→ **SUPPLIED MATERIAL**:
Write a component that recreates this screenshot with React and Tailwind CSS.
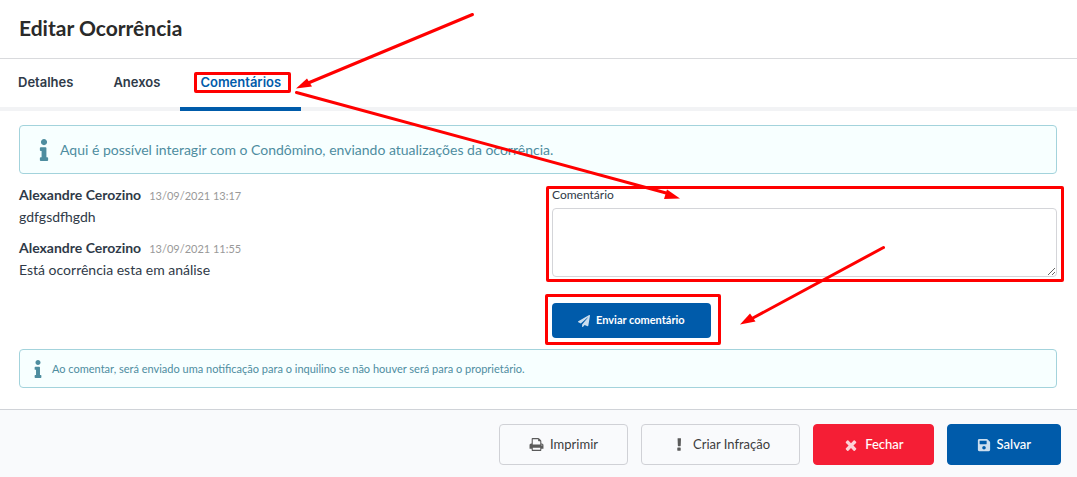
import { useState } from 'react';
import { FaInfo, FaPaperPlane, FaSave } from 'react-icons/fa';

const tabs = ['Detalhes', 'Anexos', 'Comentários'];

const comments = [
  { id: 1, author: 'Alexandre Cerozino', date: '13/09/2021 13:17', text: 'gdfgsdfhgdh' },
  { id: 2, author: 'Alexandre Cerozino', date: '13/09/2021 11:55', text: 'Está ocorrência esta em análise' },
];

const icons = {
  print:
    'M448 1536h896v-256h-896v256zm0-640h896v-384h-160q-40 0-68-28t-28-68v-160h-640v640zm1152 64q0-26-19-45t-45-19-45 19-19 45 19 45 45 19 45-19 19-45zm128 0v416q0 13-9.5 22.5t-22.5 9.5h-224v160q0 40-28 68t-68 28h-960q-40 0-68-28t-28-68v-160h-224q-13 0-22.5-9.5t-9.5-22.5v-416q0-79 56.5-135.5t135.5-56.5h64v-544q0-40 28-68t68-28h672q40 0 88 20t76 48l152 152q28 28 48 76t20 88v256h64q79 0 135.5 56.5t56.5 135.5z',
  exclamation:
    'M1088 1248v224q0 26-19 45t-45 19h-256q-26 0-45-19t-19-45v-224q0-26 19-45t45-19h256q26 0 45 19t19 45zm30-1056l-28 768q-1 26-20.5 45t-45.5 19h-192q-26 0-45.5-19t-20.5-45l-28-768q-1-26 17.5-45t44.5-19h256q26 0 44.5 19t17.5 45z',
  times:
    'M1490 1322q0 40-28 68l-136 136q-28 28-68 28t-68-28l-294-294-294 294q-28 28-68 28t-68-28l-136-136q-28-28-28-68t28-68l294-294-294-294q-28-28-28-68t28-68l136-136q28-28 68-28t68 28l294 294 294-294q28-28 68-28t68 28l136 136q28 28 28 68t-28 68l-294 294 294 294q28 28 28 68z',
};

function Icon({ name, className }) {
  return (
    <svg viewBox="0 0 1792 1792" fill="currentColor" className={className} aria-hidden="true">
      <path d={icons[name]} />
    </svg>
  );
}

// Red frame around an element of the tutorial
function Highlight({ className }) {
  return <span className={`pointer-events-none absolute rounded-xs border-3 border-[#ff0000] ${className}`} />;
}

function Arrows() {
  return (
    <svg className="pointer-events-none absolute left-0 top-0" width="1077" height="477" fill="none" aria-hidden="true">
      <g stroke="#ff0000" strokeWidth="3" strokeLinecap="round">
        <path d="M472.500 14.500L307 83.500" />
        <path d="M296.500 92.500L668 193.500" />
        <path d="M883.500 247.500L752 318.500" />
      </g>
      <g fill="#ff0000">
        <path d="M296 88.500L307 78.500L312 86.500Z" />
        <path d="M680 198.500L664 199L667 189.500Z" />
        <path d="M740 324.500L750 313.500L755.500 321.500Z" />
      </g>
    </svg>
  );
}

function Comment({ comment }) {
  return (
    <div className="mb-[10px]">
      <div className="flex items-baseline gap-2 leading-5">
        <span className="text-sm font-bold">{comment.author}</span>
        <span className="text-[11px] text-[#999999]">{comment.date}</span>
      </div>
      <p className="text-sm leading-[22px]">{comment.text}</p>
    </div>
  );
}

const App = () => {
  const [active, setActive] = useState('Comentários');
  const [text, setText] = useState('');

  return (
    <div className="relative w-full overflow-hidden bg-white font-[Lato,sans-serif] text-[#2f3a48]">
      <header className="border-b border-[#d9dadd] px-[19px] pb-4 pt-[14px]">
        <h1 className="text-[21px] font-bold leading-7 text-[#2a2a2a]">Editar Ocorrência</h1>
      </header>

      <nav className="flex border-b-4 border-[#f2f3f5] font-[Inter,sans-serif]">
        {tabs.map((tab) => (
          <button
            key={tab}
            type="button"
            onClick={() => setActive(tab)}
            className={`-mb-1 border-b-4 px-5 pb-[13px] pt-[11px] text-[13px] font-semibold leading-6 first:pl-[18px] ${
              active === tab ? 'border-[#005baa] text-[#005baa]' : 'border-transparent'
            }`}
          >
            <span className="relative">
              {tab}
              {tab === 'Comentários' && <Highlight className="-bottom-[3px] -left-1.5 -right-[10px] -top-0.5" />}
            </span>
          </button>
        ))}
      </nav>

      <main className="pb-[21px] pl-[19px] pr-5 pt-[14px]">
        <div className="flex items-center gap-2 rounded border border-[#a3d3dc] bg-[#f7ffff] px-4 py-3 text-[#4e8d9f]">
          <FaInfo className="h-[22px] w-4" />
          <p className="text-sm leading-[23px]">
            Aqui é possível interagir com o Condômino, enviando atualizações da ocorrência.
          </p>
        </div>

        <div className="grid grid-cols-2 gap-7 pt-[11px]">
          <section>
            {comments.map((comment) => (
              <Comment key={comment.id} comment={comment} />
            ))}
          </section>

          <form onSubmit={(e) => e.preventDefault()}>
            <div className="relative">
              <label htmlFor="comentario" className="block pb-[3px] text-xs leading-5">
                Comentário
              </label>
              <textarea
                id="comentario"
                value={text}
                onChange={(e) => setText(e.target.value)}
                className="block h-[69px] w-full resize rounded border border-[#d4d5d9] bg-white p-2 text-sm"
              />
              <Highlight className="-bottom-[5px] -left-1.5 -right-[7px] top-px" />
            </div>
            <div className="relative mt-[26px] w-fit">
              <button
                type="submit"
                className="flex h-[35px] items-center justify-center gap-1.5 rounded bg-[#005baa] px-[26px] text-[11px] font-bold text-white"
              >
                <FaPaperPlane className="size-3 opacity-80" />
                Enviar comentário
              </button>
              <Highlight className="-bottom-[7px] -left-[7px] -right-[10px] -top-[9px]" />
            </div>
          </form>
        </div>

        <div className="mt-[11px] flex items-center gap-2 rounded border border-[#a3d3dc] bg-[#f7ffff] px-3 py-2 text-[#4e8d9f]">
          <FaInfo className="h-[18px] w-3" />
          <p className="text-[11px] leading-[21px]">
            Ao comentar, será enviado uma notificação para o inquilino se não houver será para o proprietário.
          </p>
        </div>
      </main>

      <footer className="flex justify-end gap-[13px] border-t border-[#d0d3d8] bg-[#f9fafc] px-4 pb-3 pt-[14px] text-[13px] text-[#3c3c3c]">
        <button type="button" className="flex h-[41px] items-center gap-1.5 rounded border border-[#d0d1d6] px-[29px]">
          <Icon name="print" className="size-[15px] text-[#5a5a5a]" />
          Imprimir
        </button>
        <button type="button" className="flex h-[41px] items-center gap-1.5 rounded border border-[#d0d1d6] px-[29px]">
          <Icon name="exclamation" className="size-4 text-[#5a5a5a]" />
          Criar Infração
        </button>
        <button
          type="button"
          className="flex h-[41px] items-center gap-1.5 rounded border border-[#f51e35] bg-[#f51e35] px-[29px] font-medium text-white"
        >
          <Icon name="times" className="size-4 opacity-80" />
          Fechar
        </button>
        <button
          type="button"
          className="flex h-[41px] items-center gap-1.5 rounded border border-[#005baa] bg-[#005baa] px-[29px] font-medium text-white"
        >
          <FaSave className="size-[14px] opacity-80" />
          Salvar
        </button>
      </footer>

      <Arrows />
    </div>
  );
};

export default App;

→ **TASK STATEMENT**: Repeat the listing above from its first line through the line that contains "const tabs = ['Detalhes', 'Anexos', 'Comentários'];", both included, and nothing more. Drop the pictures.

→ **FULL ANSWER**:
Write a component that recreates this screenshot with React and Tailwind CSS.
import { useState } from 'react';
import { FaInfo, FaPaperPlane, FaSave } from 'react-icons/fa';

const tabs = ['Detalhes', 'Anexos', 'Comentários'];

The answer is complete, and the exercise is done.